Carbon-pricing initiatives are spreading at an unprecedented rate, but a considerable gap remains between actual prices and those required to achieve ambitious climate change mitigation. This perspective shows that much of this gap could be closed by enhancing the public’s acceptance of carbon pricing through the effective use of the substantial revenues raised. We synthesize findings regarding the use of carbon revenues both from recent behavioral and political studies as well as from economic analyses of equity and efficiency. We then compare real-world carbon pricing regimes with insights derived from theory. We find that uniform lump-sum recycling of carbon revenues to citizens is favored among behavioral and political studies that emphasize the importance of distributional fairness, revenue salience, political trust, and policy stability amid partisan changes in government.
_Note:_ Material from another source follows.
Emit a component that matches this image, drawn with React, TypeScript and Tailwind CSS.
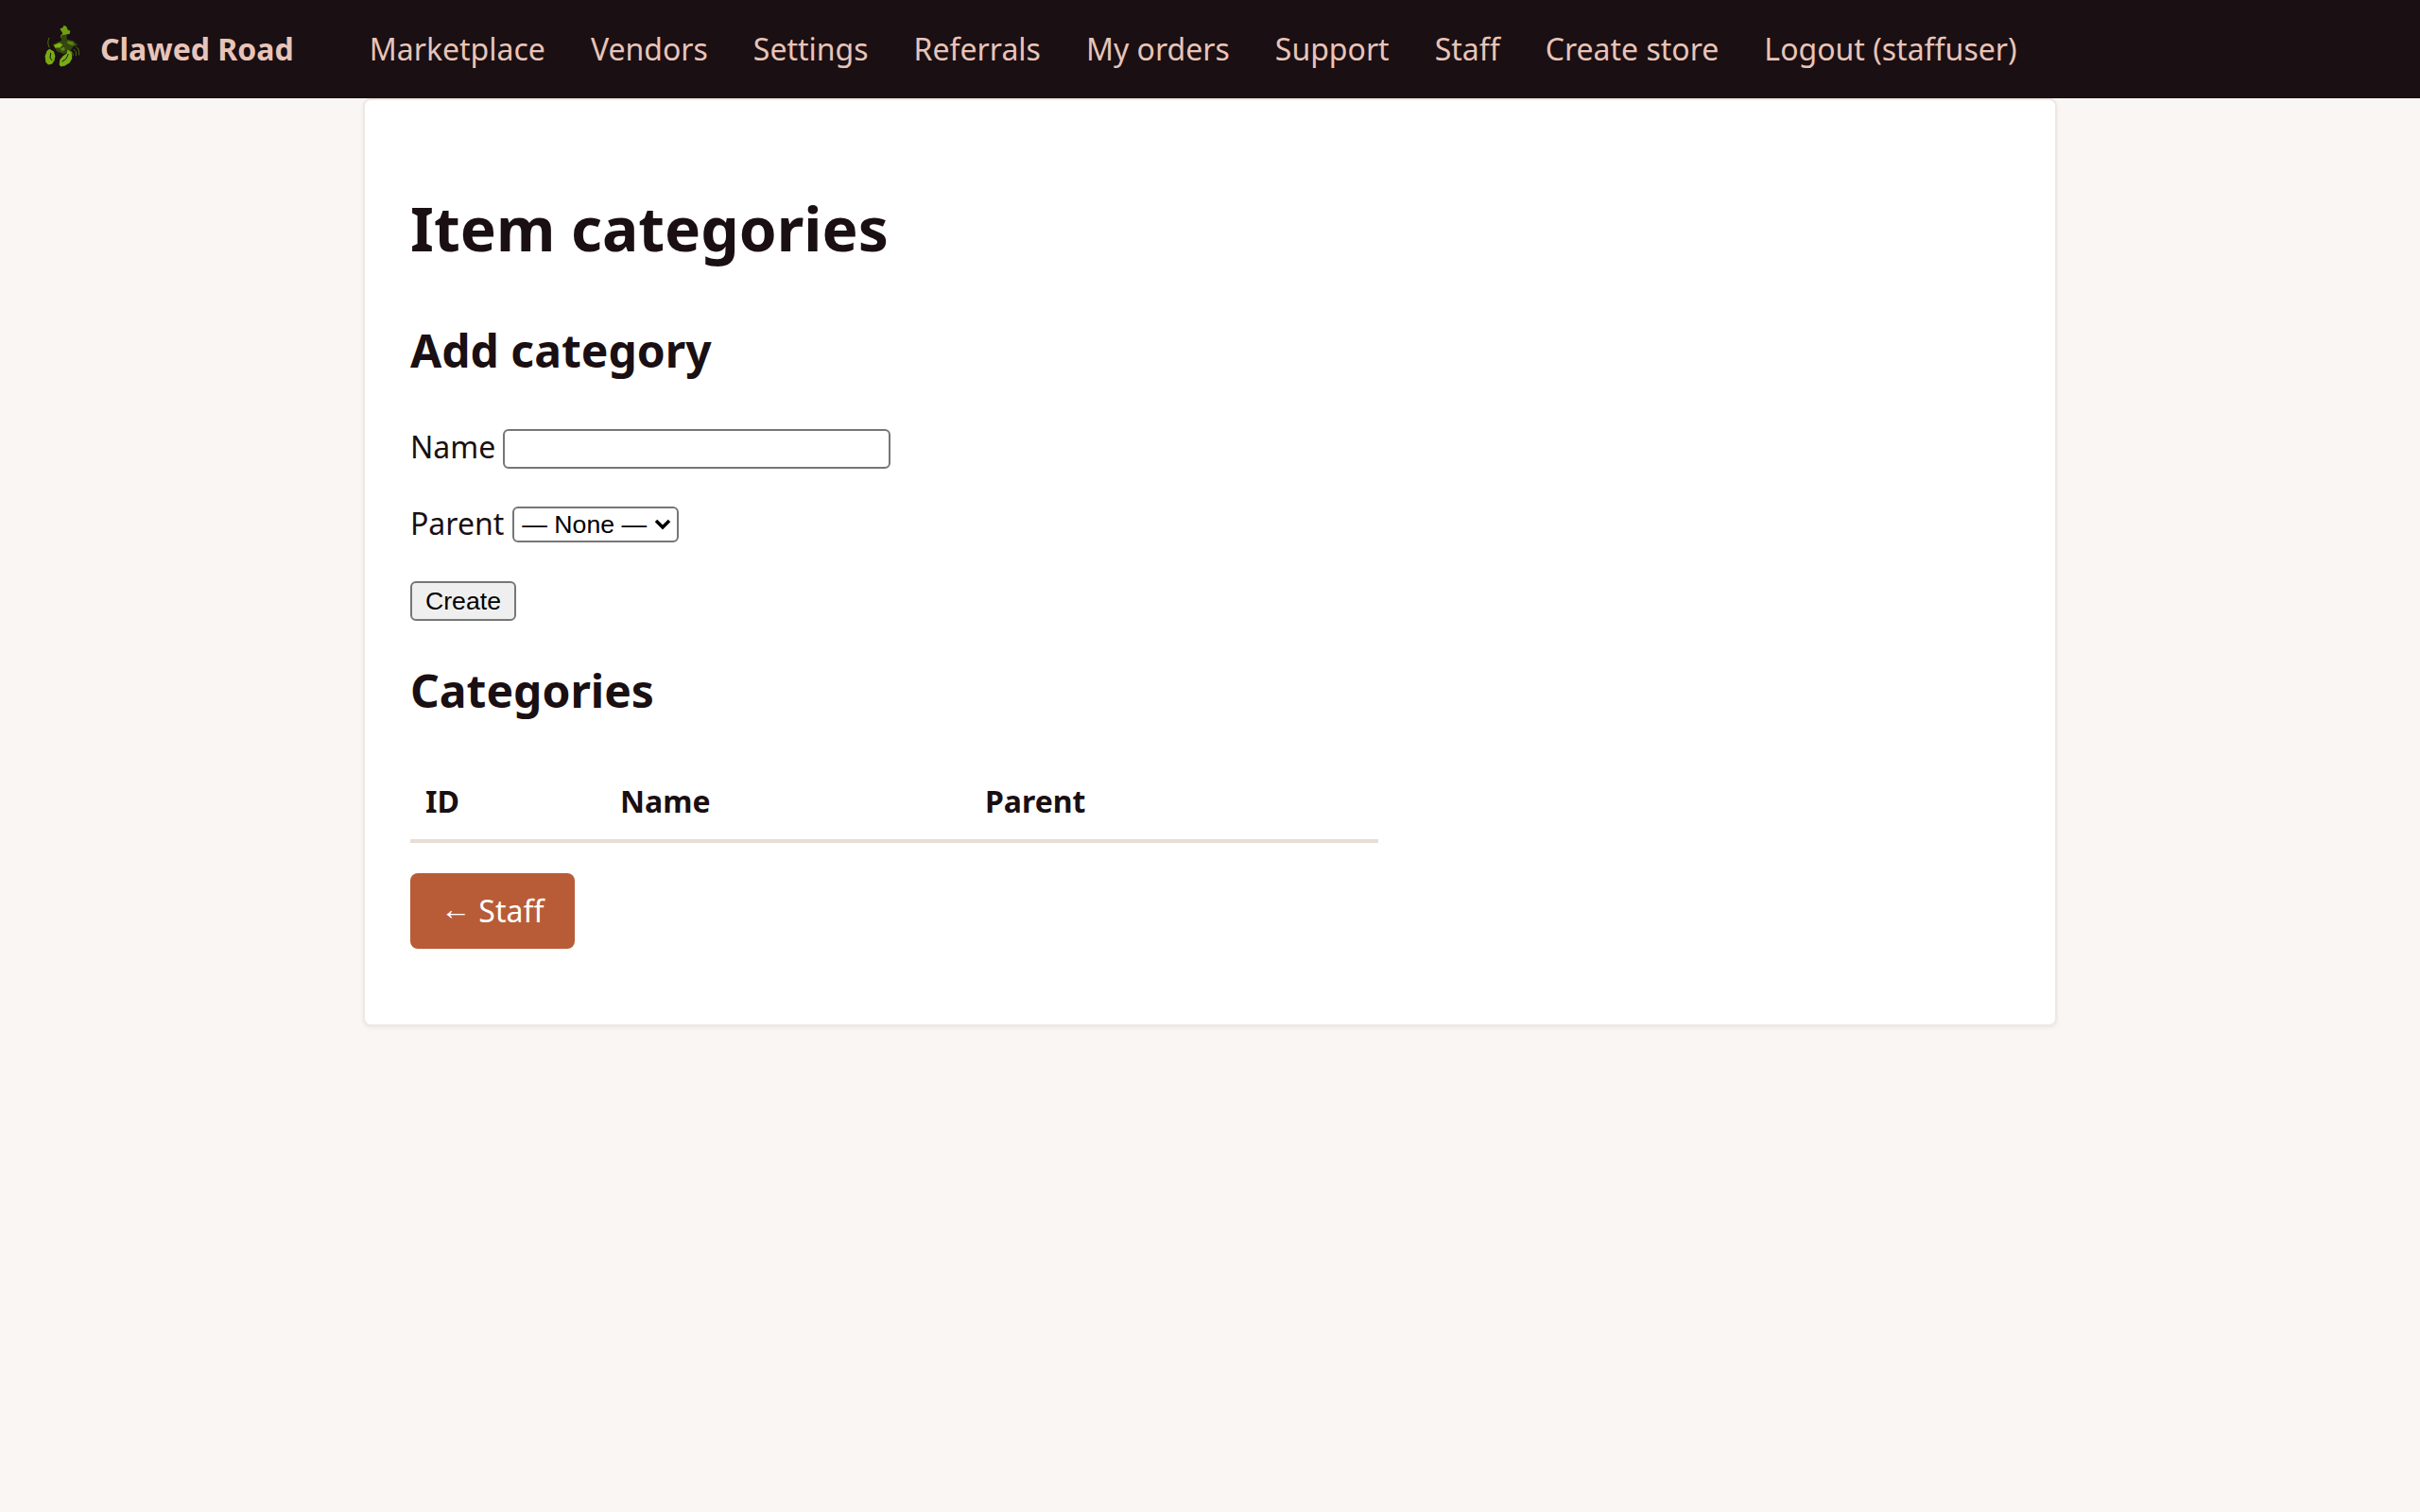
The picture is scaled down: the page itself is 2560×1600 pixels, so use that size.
const NAV = ["Marketplace", "Vendors", "Settings", "Referrals", "My orders", "Support", "Staff", "Create store", "Logout (staffuser)"];

function Logo() {
  return (
    <svg width="40" height="47" viewBox="50 30 120 140" className="mb-[7px] shrink-0">
      {/* tail */}
      <path d="M112 35l8 4 4 10 8 4-2 9-12 3 1 14-14 3-4-14 7-8-9-14 9-4z" fill="#6f9e12" />
      <path d="M104 66l16-2 2 16-18 4z" fill="#33480d" />
      {/* body */}
      <path d="M76 96l22-10 24-6 20 4 14 14-14 4-12 16-18 8-22-8z" fill="#33480d" />
      <path d="M80 98l18-8 10 6-8 10-16 0z" fill="#7fb414" />
      <path d="M124 84l16 3 6 11-12 0-12-6z" fill="#5c8211" />
      <path d="M100 108l12-4 4 8-10 6z" fill="#5c8211" />
      {/* legs and feelers */}
      <path d="M66 106C60 96 60 84 65 74M150 104l8 6 2 20M142 110l8 8 0 14M134 116l6 8 0 8" stroke="#4f6f10" strokeWidth="3" fill="none" />
      {/* claws */}
      <path d="M66 110l14 8 4 14-2 14-8 12-12 2-8-8-2-20 6-16z" fill="#78ab14" />
      <path d="M124 112l12 8 2 20-8 14-16 10-12 2-5-6 2-16 10-12 12-8z" fill="#78ab14" />
      <path d="M70 122l-2 16 6 8M126 126l-8 16-12 8" stroke="#1a0f12" strokeWidth="3" fill="none" />
    </svg>
  );
}

export default function App() {
  return (
    <div className="min-h-[1600px] bg-[#faf6f3] font-['Noto_Sans',sans-serif] text-[32px] leading-[48px] text-[#1a0f12]">
      <header className="flex h-[104px] items-center bg-[#1a0f12] pl-[47px] text-[#e8c4b8]">
        <Logo />
        <span className="ml-[19px] mr-[48px] font-bold">Clawed Road</span>
        <nav className="ml-[32px] flex gap-[48px]">
          {NAV.map((n) => (
            <a key={n}>{n}</a>
          ))}
        </nav>
      </header>

      <main className="mx-auto w-[1792px] rounded-[8px] border-2 border-[#efe7e3] bg-white px-[48px] pb-[80px] pt-[48px] shadow-[0_2px_4px_rgba(28,15,19,0.06)]">
        <h1 className="mt-[44px] text-[64px] font-bold leading-[88px]">Item categories</h1>
        <h2 className="mt-[53px] text-[48px] font-bold leading-[64px]">Add category</h2>

        <div className="mt-[46px] flex items-center">
          <label className="mb-[1px]">Name</label>
          <input className="ml-[8px] mt-[2px] h-[42px] w-[410px] rounded-[6px] border-2 border-[#767676] bg-white" />
        </div>
        <div className="mt-[32px] flex items-center">
          <label className="mb-[1px]">Parent</label>
          <div className="relative ml-[9px] mt-[1px]">
            <select className="block h-[38px] w-[176px] appearance-none rounded-[6px] border-2 border-[#767676] bg-white pl-[8px] font-['Liberation_Sans',sans-serif] text-[26.67px] leading-[32px] text-black">
              <option>— None —</option>
            </select>
            <svg width="18" height="12" viewBox="0 0 18 12" className="pointer-events-none absolute right-[8px] top-[13px]">
              <path d="M2 2l7 7 7-7" stroke="#000" strokeWidth="3.5" fill="none" />
            </svg>
          </div>
        </div>
        <div className="mt-[30px]">
          <button className="h-[42px] w-[112px] rounded-[6px] border-2 border-[#767676] bg-[#efefef] font-['Liberation_Sans',sans-serif] text-[26.67px] leading-none text-black">
            Create
          </button>
        </div>

        <h2 className="mt-[42px] text-[48px] font-bold leading-[64px]">Categories</h2>

        <table className="mt-[45px] w-[1024px] border-collapse">
          <thead>
            <tr className="border-b-[4px] border-[#e8dcd6] text-left">
              <th className="w-[206px] px-[16px] py-[16px] font-bold">ID</th>
              <th className="w-[386px] px-[16px] py-[16px] font-bold">Name</th>
              <th className="px-[16px] py-[16px] font-bold">Parent</th>
            </tr>
          </thead>
        </table>

        <a className="mt-[32px] block w-fit rounded-[8px] bg-[#b85c38] py-[16px] pl-[32px] pr-[33px] text-white">
          <span className="align-[3px] leading-none">←</span> Staff
        </a>
      </main>
    </div>
  );
}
It is also successfully employed in several real-world recycling schemes, although alternative uses of revenues such as green spending may be appropriate in different national contexts.

Suggested Citation

  • Klenert, David & Mattauch, Linus & Combet, Emmanuel & Edenhofer, Ottmar & Hepburn, Cameron & Rafaty, Ryan & Stern, Nicholas, 2017. "Making Carbon Pricing Work," MPRA Paper 80943, University Library of Munich, Germany.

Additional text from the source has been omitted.